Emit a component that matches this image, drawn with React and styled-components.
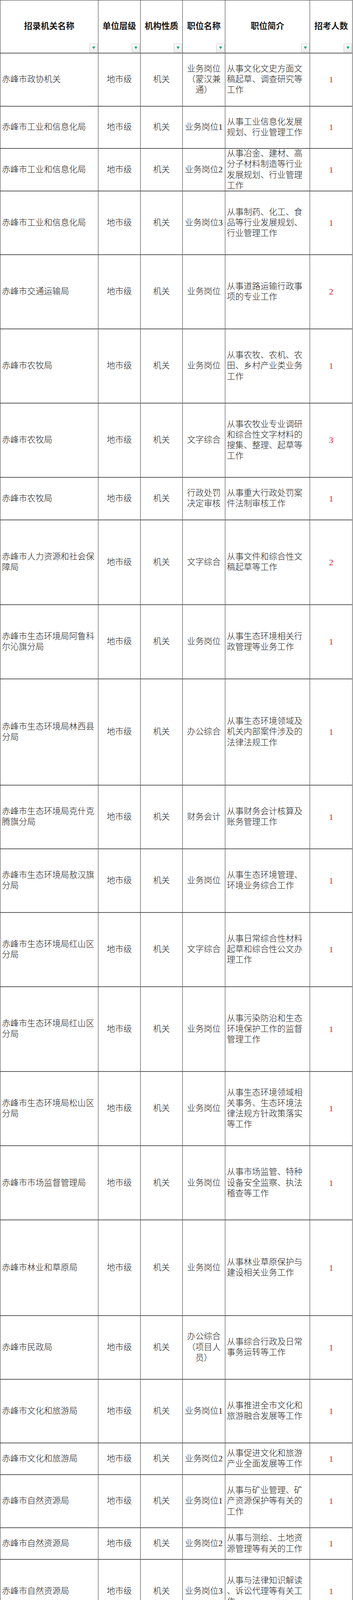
import React from 'react';
import styled, { createGlobalStyle } from 'styled-components';

const UNIT = 27.16;
const COLS = '251px 108px 108px 109px 217px 109px';

const GlobalStyle = createGlobalStyle`
  html, body {
    margin: 0;
    padding: 0;
    background: #fff;
  }
  body {
    font-family: "Liberation Serif", "Noto Sans CJK SC", serif;
    color: #1a1a1a;
  }
`;

const Sheet = styled.div`
  width: 903px;
  border-top: 1px solid #333;
  border-left: 1px solid #333;
  box-sizing: border-box;
`;

const Row = styled.div`
  display: grid;
  grid-template-columns: ${COLS};
  height: ${props => props.$units * UNIT}px;
  border-bottom: 2px solid #5a5a5a;
  box-sizing: border-box;
`;

const Cell = styled.div`
  position: relative;
  display: flex;
  align-items: center;
  justify-content: ${props => (props.$left ? 'flex-start' : 'center')};
  padding: 0 4px;
  border-right: 1px solid #333;
  box-sizing: border-box;
  overflow: hidden;
  font-size: 21.5px;
  line-height: ${UNIT}px;
`;

const Text = styled.span`
  display: block;
  text-align: ${props => (props.$left ? 'left' : 'center')};
  line-break: ${props => (props.$anywhere ? 'anywhere' : 'auto')};
  font-weight: ${props => (props.$bold ? 700 : 300)};
`;

const Count = styled.span`
  color: #e8141b;
  font-family: "Liberation Serif", serif;
  font-size: 22px;
`;

const FilterButton = styled.span`
  position: absolute;
  right: 1px;
  bottom: 1px;
  width: 21px;
  height: 22px;
  box-sizing: border-box;
  border: 1px solid #c4c4c4;
  background: linear-gradient(#ffffff, #ececec);
  display: flex;
  align-items: center;
  justify-content: center;
`;

const Arrow = styled.span`
  width: 0;
  height: 0;
  border-left: 4px solid transparent;
  border-right: 4px solid transparent;
  border-top: 7px solid #1ea878;
`;

const headers = ['招录机关名称', '单位层级', '机构性质', '职位名称', '职位简介', '招考人数'];

const J = '机关';
const C = '参公单位';

// name, nature, post, summary, count, height in line units, break anywhere
const rows = [
  ['赤峰市政协机关', J, '业务岗位（蒙汉兼通）', '从事文化文史方面文稿起草、调查研究等工作', 1, 5],
  ['赤峰市工业和信息化局', J, '业务岗位1', '从事工业信息化发展规划、行业管理工作', 1, 4],
  ['赤峰市工业和信息化局', J, '业务岗位2', '从事冶金、建材、高分子材料制造等行业发展规划、行业管理工作', 1, 4],
  ['赤峰市工业和信息化局', J, '业务岗位3', '从事制药、化工、食品等行业发展规划、行业管理工作', 1, 6],
  ['赤峰市交通运输局', J, '业务岗位', '从事道路运输行政事项的专业工作', 2, 7],
  ['赤峰市农牧局', J, '业务岗位', '从事农牧、农机、农田、乡村产业类业务工作', 1, 7],
  ['赤峰市农牧局', J, '文字综合', '从事农牧业专业调研和综合性文字材料的搜集、整理、起草等工作', 3, 7],
  ['赤峰市农牧局', J, '行政处罚决定审核', '从事重大行政处罚案件法制审核工作', 1, 4],
  ['赤峰市人力资源和社会保障局', J, '文字综合', '从事文件和综合性文稿起草等工作', 2, 8],
  ['赤峰市生态环境局阿鲁科尔沁旗分局', J, '业务岗位', '从事生态环境相关行政管理等业务工作', 1, 7],
  ['赤峰市生态环境局林西县分局', J, '办公综合', '从事生态环境领域及机关内部案件涉及的法律法规工作', 1, 10],
  ['赤峰市生态环境局克什克腾旗分局', J, '财务会计', '从事财务会计核算及账务管理工作', 1, 6],
  ['赤峰市生态环境局敖汉旗分局', J, '业务岗位', '从事生态环境管理、环境业务综合工作', 1, 6],
  ['赤峰市生态环境局红山区分局', J, '文字综合', '从事日常综合性材料起草和综合性公文办理工作', 1, 7],
  ['赤峰市生态环境局红山区分局', J, '业务岗位', '从事污染防治和生态环境保护工作的监督管理工作', 1, 8],
  ['赤峰市生态环境局松山区分局', J, '业务岗位', '从事生态环境领域相关事务、生态环境法律法规方针政策落实等工作', 1, 7],
  ['赤峰市市场监督管理局', J, '业务岗位', '从事市场监管、特种设备安全监察、执法稽查等工作', 1, 7],
  ['赤峰市林业和草原局', J, '业务岗位', '从事林业草原保护与建设相关业务工作', 1, 9],
  ['赤峰市民政局', J, '办公综合（项目人员）', '从事综合行政及日常事务运转等工作', 1, 6],
  ['赤峰市文化和旅游局', J, '业务岗位1', '从事推进全市文化和旅游融合发展等工作', 1, 6],
  ['赤峰市文化和旅游局', J, '业务岗位2', '从事促进文化和旅游产业全面发展等工作', 1, 3],
  ['赤峰市自然资源局', J, '业务岗位1', '从事与矿业管理、矿产资源保护等有关的工作', 1, 5],
  ['赤峰市自然资源局', J, '业务岗位2', '从事与测绘、土地资源管理等有关的工作', 1, 3],
  ['赤峰市自然资源局', J, '业务岗位3', '从事与法律知识解读、诉讼代理等有关工作', 1, 6, true],
  ['赤峰市自然资源局红山区分局', J, '业务岗位', '从事与地质相关的综合管理和协调等工作', 1, 4],
  ['赤峰市自然资源局松山区分局', J, '财务会计', '从事自然资源系统财务记账、会计等工作', 1, 5],
  ['赤峰市档案史志馆', C, '信息化建设', '从事档案信息化工作，数字档案馆（室）、电子档案业务工作', 1, 4],
  ['赤峰市档案史志馆', C, '档案管理（蒙汉兼通）', '从事汉、蒙、满文纸质和电子档案管理工作', 1, 3],
  ['赤峰市档案史志馆', C, '业务岗位1', '从事征集、整理、编写地方党史文献资料工作', 1, 3],
  ['赤峰市档案史志馆', C, '业务岗位2', '从事档案接收和征集工作，馆藏档案资料的保管、鉴定等工作', 1, 4],
  ['赤峰市档案史志馆', C, '业务岗位3', '从事城市建设档案指导、验收和接收等工作', 1, 3],
  ['赤峰市档案史志馆', C, '业务岗位4', '从事档案资源的研究、开发与利用等工作', 1, 3, true],
  ['赤峰市供销合作社联合社', C, '财务会计', '从事单位财务会计、会计核算、资产管理及内部审计等工作', 1, 5],
  ['赤峰市就业服务中心', C, '文字综合', '从事行政事务处理和综合文稿起草工作', 1, 8],
  ['赤峰市就业服务中心', C, '业务岗位', '从事就业领域相关政策落实和统计分析工作', 1, 7],
  ['赤峰市林业和草原督查保障中心', C, '业务岗位', '从事林业和草原督查巡查等辅助性、技术性工作', 1, 7],
  ['赤峰市社会救助综合服务中心', C, '文字综合', '从事文字材料的起草及办公室相关工作', 1, 3],
  ['赤峰市社会救助综合服务中心', C, '业务岗位', '从事与医学专业有关的救助管理工作', 1, 3],
  ['赤峰市水资源保护和水利工程质量监测中心', C, '业务岗位', '主要从事水资源保护及水利工程建设项目质量监督技术支撑工作', 3, 6],
  ['赤峰市法律援助中心', C, '业务岗位', '从事法律援助等相关具体业务工作', 2, 3],
  ['赤峰市统计调查中心', C, '文字综合', '从事机关综合文稿等文字材料起草等相关工作', 1, 4],
  ['赤峰市统计调查中心', C, '业务岗位', '从事统计报表及经济统计分析研究工作', 1, 4],
  ['赤峰市团委', C, '办公综合', '从事机关综合管理、公文撰写、活动策划等工作', 1, 5],
  ['赤峰市信访接待中心', C, '财务会计', '从事单位财务会计记账、会计核算、资产管理、财务报表等工作', 1, 5],
  ['赤峰市信访接待中心', C, '业务岗位', '从事群众来访接待等相关业务工作', 1, 3],
];

function HeaderRow() {
  return (
    <Row $units={5}>
      {headers.map(h => (
        <Cell key={h}>
          <Text $bold>{h}</Text>
          <FilterButton><Arrow /></FilterButton>
        </Cell>
      ))}
    </Row>
  );
}

export default function App() {
  return (
    <>
      <GlobalStyle />
      <Sheet>
        <HeaderRow />
        {rows.map(([name, kind, post, desc, count, units, anywhere], i) => (
          <Row key={i} $units={units}>
            <Cell $left><Text $left>{name}</Text></Cell>
            <Cell><Text>地市级</Text></Cell>
            <Cell><Text>{kind}</Text></Cell>
            <Cell><Text>{post}</Text></Cell>
            <Cell $left><Text $left $anywhere={anywhere}>{desc}</Text></Cell>
            <Cell><Count>{count}</Count></Cell>
          </Row>
        ))}
      </Sheet>
    </>
  );
}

- [Exercise objective]
Reproduce only the lines from the beginning of the data through the line that contains "const COLS = '251px", both included, and please drop the pictures.

- [Reply]
Emit a component that matches this image, drawn with React and styled-components.
import React from 'react';
import styled, { createGlobalStyle } from 'styled-components';

const UNIT = 27.16;
const COLS = '251px 108px 108px 109px 217px 109px';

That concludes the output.